Antlaşmanın açık maddelerinde;
1. İki devletin sadece savunma maksadıyla bu antlaşmayı imzaladığı,

2. Herhangi bir savaş vukuunda birbirlerine yardım edecekleri,

3. Yardımı isteyenin diğerinin masraflarını karşılayacağı,

4. Sürenin 8 yılı aşmayacağı,

5. İki ay içinde onaylanacağı,

gibi hususlar bulunuyordu.

Gizli maddede ise; Rusya, Batı ile savaşa girdiği anda, Osmanlıların, boğazları Batılılara kapatacağı hususu vardı.
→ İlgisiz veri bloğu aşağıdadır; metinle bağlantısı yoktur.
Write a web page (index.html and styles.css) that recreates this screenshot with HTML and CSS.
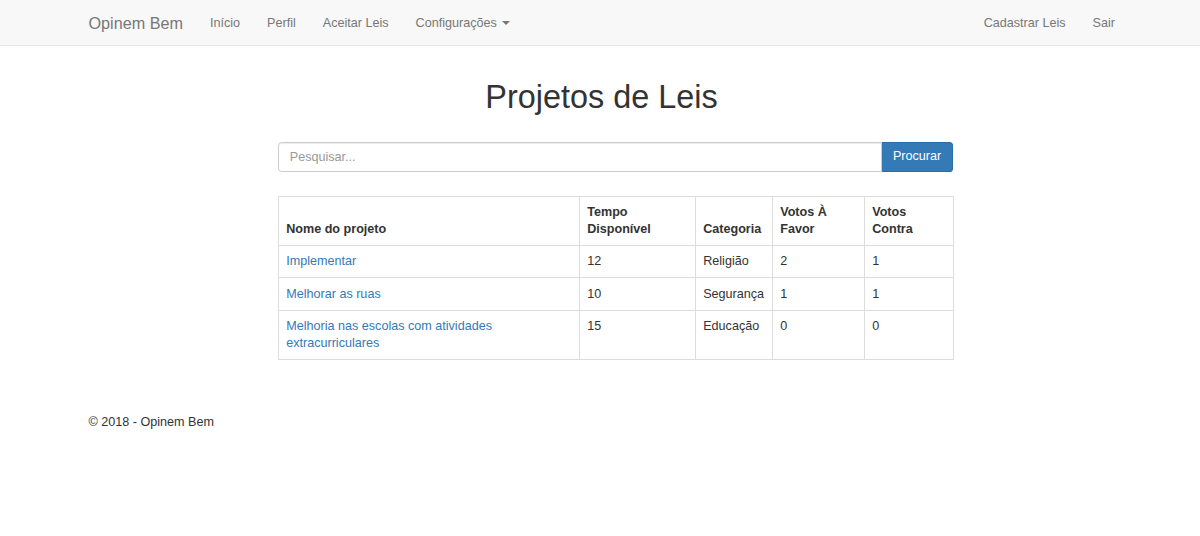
FILE: index.html
```html
<!DOCTYPE html>
<html lang="pt-BR">
<head>
<meta charset="utf-8">
<title>Projetos de Leis - Opinem Bem</title>
<link rel="stylesheet" href="styles.css">
</head>
<body>
<nav class="navbar">
  <div class="container nav-inner">
    <a class="brand" href="#">Opinem Bem</a>
    <ul class="nav">
      <li><a href="#">Início</a></li>
      <li><a href="#">Perfil</a></li>
      <li><a href="#">Aceitar Leis</a></li>
      <li><a href="#">Configurações <span class="caret"></span></a></li>
    </ul>
    <ul class="nav nav-right">
      <li><a href="#">Cadastrar Leis</a></li>
      <li><a href="#">Sair</a></li>
    </ul>
  </div>
</nav>
<main class="container body-content">
  <h1 class="title">Projetos de Leis</h1>
  <div class="panel">
    <form class="search">
      <input class="search-input" type="text" placeholder="Pesquisar...">
      <button class="btn-primary" type="button">Procurar</button>
    </form>
    <table class="table">
      <colgroup>
        <col class="c1"><col class="c2"><col class="c3"><col class="c4"><col class="c5">
      </colgroup>
      <thead>
        <tr>
          <th>Nome do projeto</th>
          <th>Tempo Disponível</th>
          <th>Categoria</th>
          <th>Votos À Favor</th>
          <th>Votos Contra</th>
        </tr>
      </thead>
      <tbody>
        <tr>
          <td><a href="#">Implementar</a></td>
          <td>12</td>
          <td>Religião</td>
          <td>2</td>
          <td>1</td>
        </tr>
        <tr>
          <td><a href="#">Melhorar as ruas</a></td>
          <td>10</td>
          <td>Segurança</td>
          <td>1</td>
          <td>1</td>
        </tr>
        <tr>
          <td><a href="#">Melhoria nas escolas com atividades extracurriculares</a></td>
          <td>15</td>
          <td>Educação</td>
          <td>0</td>
          <td>0</td>
        </tr>
      </tbody>
    </table>
  </div>
  <footer class="footer">
    <p>© 2018 - Opinem Bem</p>
  </footer>
</main>
</body>
</html>
```
FILE: styles.css
```css
* { box-sizing: border-box; }
html, body { margin: 0; padding: 0; }
body {
  font-family: "Liberation Sans", Arial, Helvetica, sans-serif;
  font-size: 12.6px;
  line-height: 1.42857;
  color: #333;
  background: #fff;
}
a { color: #337ab7; text-decoration: none; }

.container {
  width: 1053px;
  margin-left: 75px;
  padding: 0 13.5px;
}

/* navbar */
.navbar {
  background: #f8f8f8;
  border-bottom: 1px solid #e7e7e7;
  height: 46px;
}
.nav-inner {
  display: flex;
  align-items: stretch;
  height: 45px;
}
.brand {
  display: block;
  margin-left: -13.5px;
  padding: 13.5px;
  font-size: 16.2px;
  line-height: 18px;
  height: 45px;
  color: #777;
}
.nav {
  display: flex;
  list-style: none;
  margin: 0;
  padding: 0;
}
.nav a {
  display: block;
  padding: 13.5px;
  line-height: 18px;
  color: #777;
}
.nav-right { margin-left: auto; margin-right: -14px; }
.caret {
  display: inline-block;
  width: 0;
  height: 0;
  margin-left: 1.8px;
  vertical-align: middle;
  border-top: 4px solid #777;
  border-left: 4px solid transparent;
  border-right: 4px solid transparent;
}

/* content */
.title {
  margin: 34px 0 0;
  text-align: center;
  font-size: 32.4px;
  font-weight: 500;
  line-height: 1.1;
  color: #333;
}
.panel {
  width: 675px;
  margin-left: 189.5px;
  padding-top: 26px;
}
.search {
  display: flex;
  margin: 0;
}
.search-input {
  flex: 1;
  height: 30.6px;
  padding: 5.4px 10.8px;
  font: inherit;
  font-size: 12.6px;
  color: #555;
  border: 1px solid #ccc;
  border-radius: 3.6px 0 0 3.6px;
  box-shadow: inset 0 1px 1px rgba(0,0,0,.075);
  outline: none;
}
.search-input::placeholder { color: #999; }
.btn-primary {
  height: 30.6px;
  padding: 5.4px 10.8px;
  font: inherit;
  font-size: 12.6px;
  color: #fff;
  background: #337ab7;
  border: 1px solid #2e6da4;
  border-left: 0;
  border-radius: 0 3.6px 3.6px 0;
  cursor: pointer;
}

.table {
  width: 675px;
  margin-top: 24px;
  margin-bottom: 18px;
  border-collapse: collapse;
  table-layout: fixed;
  border: 1px solid #ddd;
}
.c1 { width: 301px; }
.c2 { width: 116px; }
.c3 { width: 77px; }
.c4 { width: 92px; }
.c5 { width: 89px; }
.table th, .table td {
  padding: 7.2px;
  line-height: 16.8px;
  border: 1px solid #ddd;
  text-align: left;
}
.table th {
  vertical-align: bottom;
  font-weight: bold;
}
.table td { vertical-align: top; }

.footer { padding-top: 36px; }
.footer p { margin: 0 0 9px; }
```
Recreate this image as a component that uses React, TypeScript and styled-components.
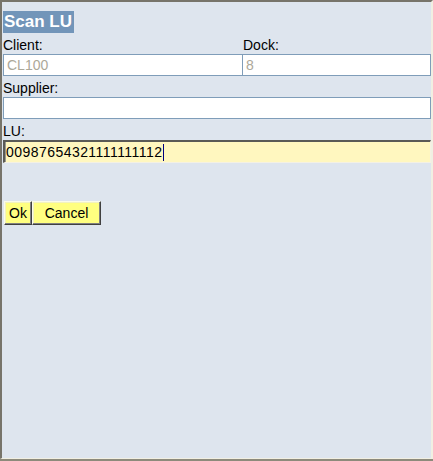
import React from 'react';
import styled, { createGlobalStyle } from 'styled-components';

const GlobalStyle = createGlobalStyle`
  html, body {
    margin: 0;
    padding: 0;
    background: #dee5ee;
  }
  * {
    box-sizing: border-box;
  }
`;

const Window = styled.div`
  width: 433px;
  height: 461px;
  border-bottom: 2px solid #8d8a7b;
`;

const Frame = styled.div`
  height: 100%;
  background: #dee5ee;
  border-style: solid;
  border-width: 2px 2px 1px 2px;
  border-color: #77746a #f1efe2 #f1efe2 #77746a;
  padding: 9px 0 0 1px;
  font-family: 'Liberation Sans', Arial, sans-serif;
  font-size: 14px;
  color: #000;
`;

const Title = styled.div`
  display: inline-block;
  height: 22px;
  line-height: 22px;
  padding: 0 2px 0 1px;
  background: #7295b9;
  color: #fff;
  font-size: 17px;
  font-weight: bold;
`;

const Row = styled.div`
  display: grid;
  grid-template-columns: 240px 188px;
`;

const Label = styled.div`
  padding: 4px 0 1px;
  line-height: 16px;
  height: 21px;
`;

const TextBox = styled.input<{ $noLeft?: boolean }>`
  display: block;
  width: 100%;
  height: 22px;
  margin: 0;
  padding: 0 3px;
  border: 1px solid #7f9db9;
  border-left-width: ${p => (p.$noLeft ? 0 : 1)}px;
  background: #fff;
  font: 14px 'Liberation Sans', Arial, sans-serif;
  color: #000;
  outline: none;

  &:disabled {
    color: #aca899;
    -webkit-text-fill-color: #aca899;
    opacity: 1;
    background: #fff;
  }
`;

const ActiveField = styled.div`
  display: flex;
  align-items: center;
  width: 428px;
  height: 23px;
  padding: 0 1px;
  background: #fff7bf;
  border-style: solid;
  border-width: 2px 1px 1px 2px;
  border-color: #5a5a56 #f4f1e4 #f4f1e4 #5a5a56;
  box-shadow: inset 1px 0 #9a998f;
  white-space: nowrap;
  letter-spacing: 0.45px;
`;

const Caret = styled.span`
  display: inline-block;
  width: 1px;
  height: 17px;
  margin-left: 1px;
  background: #000080;
`;

const ButtonBar = styled.div`
  display: flex;
  margin: 38px 0 0 1px;
`;

const Button = styled.button<{ $width: number }>`
  width: ${p => p.$width}px;
  height: 24px;
  margin: 0;
  padding: 0;
  background: #ffff80;
  border: 1px solid;
  border-color: #fbfbe8 #404040 #404040 #fbfbe8;
  box-shadow: inset -1px -1px #808080, inset 1px 1px #f2f2c0;
  font: 14px 'Liberation Sans', Arial, sans-serif;
  color: #000;
  cursor: pointer;
`;

export default function App() {
  return (
    <>
      <GlobalStyle />
      <Window>
        <Frame>
          <Title>Scan LU</Title>
          <Row>
            <div>
              <Label>Client:</Label>
              <TextBox disabled defaultValue="CL100" />
            </div>
            <div>
              <Label>Dock:</Label>
              <TextBox disabled defaultValue="8" $noLeft />
            </div>
          </Row>
          <Label>Supplier:</Label>
          <TextBox style={{ width: 428 }} defaultValue="" />
          <Label>LU:</Label>
          <ActiveField>
            00987654321111111112
            <Caret />
          </ActiveField>
          <ButtonBar>
            <Button $width={28}>Ok</Button>
            <Button $width={69}>Cancel</Button>
          </ButtonBar>
        </Frame>
      </Window>
    </>
  );
}
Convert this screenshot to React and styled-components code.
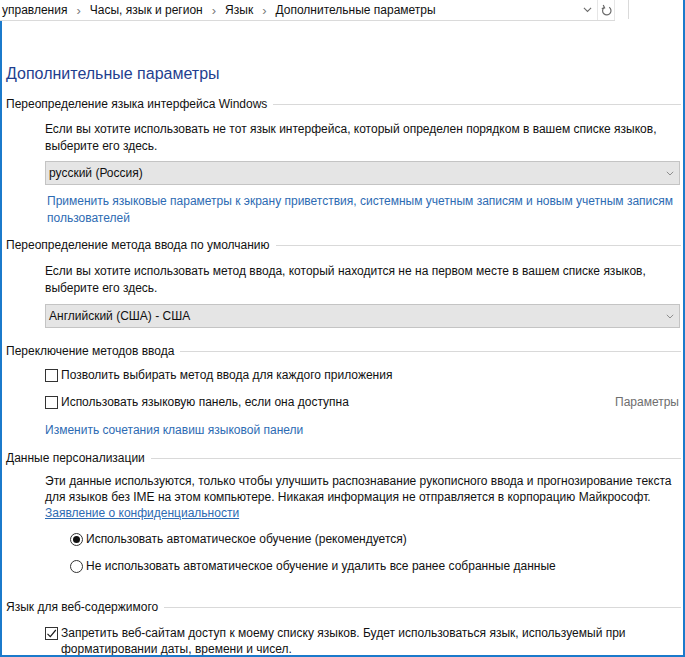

Fransa ve İngiltere, antlaşmanın imzalandığını öğrenir öğrenemez, antlaşmayı protesto ettiler. Bir İngiliz donanması, İzmir önlerine geldi. Avusturya, Hünkâr İskelesi Antlaşmasının sakıncalarını, Çar hükümetine anlattı. Çar Nikola, antlaşmayı bozmamakla birlikte, şartlarını yerine getirmeyeceğini söyleyerek, ortalığı yatıştırdı. Zaten, mecburiyetlerden doğan antlaşma, tatbik edilmedi.